CONSEQUENCES (BEING BORN IN A BABBLING BABEL)
“Babel is my personal tower of confusion. A mixture, a mess, a fucking disorder in my life, in my thoughts. I don't have a clear idea about my future. I don't even have an idea for Saturday. I wake up and all I would do is save the animals, reforest Amazony, be a kung-fu fighter or a hip-hop dancer.
This babel of confusion, of languages, the many things I've done in life, the many I've never put through, are in my works as an artist. So, each work of mine could more honestly be called "incomplete" or "untitled #...", and I would be looking at it more quietly.
Ideas are sparks that come and go. More often they go and you cannot grab them completely keep them put them on a paper make them happen.

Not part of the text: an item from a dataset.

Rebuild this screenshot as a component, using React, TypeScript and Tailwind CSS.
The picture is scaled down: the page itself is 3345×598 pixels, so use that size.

You have ideas great things you would do but money's not enough and so you try to patch together what you have but when you print and use video or electronics is not so easy.
What do I have? I have a lot of stuffs here. I try to figure out what I can get from them. I want to go social. I like social. But I have to sell, not to make revolutions.
What an artist can have for sale? Paintings, sculptures, photographs? Or videos. Why doesn't he sell himself like a bag, or shoes?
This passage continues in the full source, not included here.